Genie Envisioner: A Unified World Foundation Platform for Robotic Manipulation (2508.05635v1)

Published 7 Aug 2025 in cs.RO and cs.CV

Abstract: We introduce Genie Envisioner (GE), a unified world foundation platform for robotic manipulation that integrates policy learning, evaluation, and simulation within a single video-generative framework. At its core, GE-Base is a large-scale, instruction-conditioned video diffusion model that captures the spatial, temporal, and semantic dynamics of real-world robotic interactions in a structured latent space. Built upon this foundation, GE-Act maps latent representations to executable action trajectories through a lightweight, flow-matching decoder, enabling precise and generalizable policy inference across diverse embodiments with minimal supervision. To support scalable evaluation and training, GE-Sim serves as an action-conditioned neural simulator, producing high-fidelity rollouts for closed-loop policy development. The platform is further equipped with EWMBench, a standardized benchmark suite measuring visual fidelity, physical consistency, and instruction-action alignment. Together, these components establish Genie Envisioner as a scalable and practical foundation for instruction-driven, general-purpose embodied intelligence. All code, models, and benchmarks will be released publicly.

Summary

The paper introduces a unified platform that collapses data collection, training, and evaluation into a closed-loop system for robotic manipulation.
It employs a multi-stage training strategy using large-scale video-language data, achieving high spatial, temporal, and semantic consistency across tasks.
The framework delivers real-time inference and robust evaluation through GE-Act and EWMBench, outperforming state-of-the-art baselines in diverse manipulation tasks.

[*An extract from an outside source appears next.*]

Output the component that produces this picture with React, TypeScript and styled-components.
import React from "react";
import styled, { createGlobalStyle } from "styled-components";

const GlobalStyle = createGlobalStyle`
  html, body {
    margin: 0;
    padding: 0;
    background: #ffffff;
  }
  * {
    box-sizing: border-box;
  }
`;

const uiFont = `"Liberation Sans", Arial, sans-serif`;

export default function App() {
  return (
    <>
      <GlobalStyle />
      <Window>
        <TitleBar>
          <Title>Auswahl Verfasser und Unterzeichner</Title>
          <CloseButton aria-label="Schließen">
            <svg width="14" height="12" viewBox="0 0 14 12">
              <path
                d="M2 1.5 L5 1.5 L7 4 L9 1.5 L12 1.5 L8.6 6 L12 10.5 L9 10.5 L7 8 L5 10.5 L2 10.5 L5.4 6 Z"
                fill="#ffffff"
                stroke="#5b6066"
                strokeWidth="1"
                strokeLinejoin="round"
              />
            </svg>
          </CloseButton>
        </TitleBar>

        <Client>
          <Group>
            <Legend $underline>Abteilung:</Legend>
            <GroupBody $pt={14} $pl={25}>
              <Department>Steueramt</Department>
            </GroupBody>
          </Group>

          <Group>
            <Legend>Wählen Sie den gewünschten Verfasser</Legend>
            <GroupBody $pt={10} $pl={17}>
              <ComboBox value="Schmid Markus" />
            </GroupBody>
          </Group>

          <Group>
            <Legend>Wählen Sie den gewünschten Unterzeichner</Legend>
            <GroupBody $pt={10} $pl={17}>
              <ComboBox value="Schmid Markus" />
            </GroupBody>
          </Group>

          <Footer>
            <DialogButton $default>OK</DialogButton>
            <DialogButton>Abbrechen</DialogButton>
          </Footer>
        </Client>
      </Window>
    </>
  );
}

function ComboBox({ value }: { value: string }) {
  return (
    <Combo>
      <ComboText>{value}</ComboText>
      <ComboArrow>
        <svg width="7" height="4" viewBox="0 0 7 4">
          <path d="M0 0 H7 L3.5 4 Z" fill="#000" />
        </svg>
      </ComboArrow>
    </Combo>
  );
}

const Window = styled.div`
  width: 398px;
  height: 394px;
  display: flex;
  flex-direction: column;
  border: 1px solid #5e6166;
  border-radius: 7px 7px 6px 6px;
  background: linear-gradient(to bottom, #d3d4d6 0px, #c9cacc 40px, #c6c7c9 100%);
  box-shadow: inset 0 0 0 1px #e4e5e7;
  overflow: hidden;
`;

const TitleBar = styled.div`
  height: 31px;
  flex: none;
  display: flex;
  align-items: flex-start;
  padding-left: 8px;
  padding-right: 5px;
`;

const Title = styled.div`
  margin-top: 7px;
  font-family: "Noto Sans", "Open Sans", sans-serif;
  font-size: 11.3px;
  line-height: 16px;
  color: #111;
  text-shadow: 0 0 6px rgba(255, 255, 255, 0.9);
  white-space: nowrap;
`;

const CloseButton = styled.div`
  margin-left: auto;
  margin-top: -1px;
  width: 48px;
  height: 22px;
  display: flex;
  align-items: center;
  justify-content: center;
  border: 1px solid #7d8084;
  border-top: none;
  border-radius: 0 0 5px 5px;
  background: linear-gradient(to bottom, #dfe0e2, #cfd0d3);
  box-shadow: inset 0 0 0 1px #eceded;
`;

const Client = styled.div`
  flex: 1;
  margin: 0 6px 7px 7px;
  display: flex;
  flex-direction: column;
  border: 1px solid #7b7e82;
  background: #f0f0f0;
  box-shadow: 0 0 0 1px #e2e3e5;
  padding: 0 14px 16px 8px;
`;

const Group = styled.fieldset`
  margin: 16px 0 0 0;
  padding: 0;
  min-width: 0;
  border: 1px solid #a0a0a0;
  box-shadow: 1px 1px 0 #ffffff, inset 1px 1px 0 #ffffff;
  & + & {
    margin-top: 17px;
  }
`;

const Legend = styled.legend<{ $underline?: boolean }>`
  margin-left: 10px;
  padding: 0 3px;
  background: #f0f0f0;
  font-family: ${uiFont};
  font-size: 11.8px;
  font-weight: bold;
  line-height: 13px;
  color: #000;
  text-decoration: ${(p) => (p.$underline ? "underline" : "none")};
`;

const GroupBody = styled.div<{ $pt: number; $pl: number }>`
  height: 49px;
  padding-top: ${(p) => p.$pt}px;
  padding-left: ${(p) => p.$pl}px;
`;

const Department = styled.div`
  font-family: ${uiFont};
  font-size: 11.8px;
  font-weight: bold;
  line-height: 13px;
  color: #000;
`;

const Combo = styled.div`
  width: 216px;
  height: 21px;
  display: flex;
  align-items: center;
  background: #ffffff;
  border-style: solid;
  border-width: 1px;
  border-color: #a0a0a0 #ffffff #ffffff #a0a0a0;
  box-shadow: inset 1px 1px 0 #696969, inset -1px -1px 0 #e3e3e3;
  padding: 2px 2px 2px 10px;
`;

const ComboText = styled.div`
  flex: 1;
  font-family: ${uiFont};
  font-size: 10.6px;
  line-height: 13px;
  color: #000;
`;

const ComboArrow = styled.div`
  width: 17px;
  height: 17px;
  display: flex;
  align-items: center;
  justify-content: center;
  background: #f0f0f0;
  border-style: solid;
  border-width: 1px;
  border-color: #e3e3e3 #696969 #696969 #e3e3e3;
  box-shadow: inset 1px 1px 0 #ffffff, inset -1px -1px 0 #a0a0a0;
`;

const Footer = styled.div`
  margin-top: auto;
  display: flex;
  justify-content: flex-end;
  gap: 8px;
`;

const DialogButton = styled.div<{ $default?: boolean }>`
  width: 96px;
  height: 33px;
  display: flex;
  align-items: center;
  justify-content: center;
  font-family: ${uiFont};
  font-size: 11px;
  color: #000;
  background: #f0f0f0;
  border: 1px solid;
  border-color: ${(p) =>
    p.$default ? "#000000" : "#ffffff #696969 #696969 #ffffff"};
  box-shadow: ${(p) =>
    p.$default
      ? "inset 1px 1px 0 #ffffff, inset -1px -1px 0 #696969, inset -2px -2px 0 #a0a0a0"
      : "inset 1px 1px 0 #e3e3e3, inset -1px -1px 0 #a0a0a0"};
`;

Genie Envisioner: A Unified World Foundation Platform for Robotic Manipulation

Introduction and Motivation

Genie Envisioner (GE) presents a unified, scalable platform for robotic manipulation, integrating policy learning, simulation, and evaluation within a single video-generative framework. The platform is designed to address the fragmentation in existing robotic learning pipelines, which typically separate data collection, training, and evaluation, resulting in inefficiencies and limited reproducibility. GE collapses these stages into a closed-loop system, leveraging large-scale video-language paired data to model the spatial, temporal, and semantic dynamics of real-world robotic interactions.

Figure 1: Overview of Genie Envisioner, integrating GE-Base, GE-Act, GE-Sim, and EWMBench into a unified world model for robotic manipulation.

GE-Base: World Foundation Model

GE-Base is the core of Genie Envisioner, formulated as a multi-view, instruction-conditioned video diffusion transformer. It models robotic manipulation as a text-and-image-to-video generation problem, predicting future video segments conditioned on language instructions, initial observations, and sparse memory frames. The architecture supports multi-view synthesis, enabling spatial consistency across head-mounted and wrist-mounted cameras.

Key architectural features include:

Autoregressive video chunk generation with sparse memory for long-term temporal reasoning.
Cross-view self-attention for spatial consistency.
Instruction integration via frozen T5-XXL embeddings and cross-attention.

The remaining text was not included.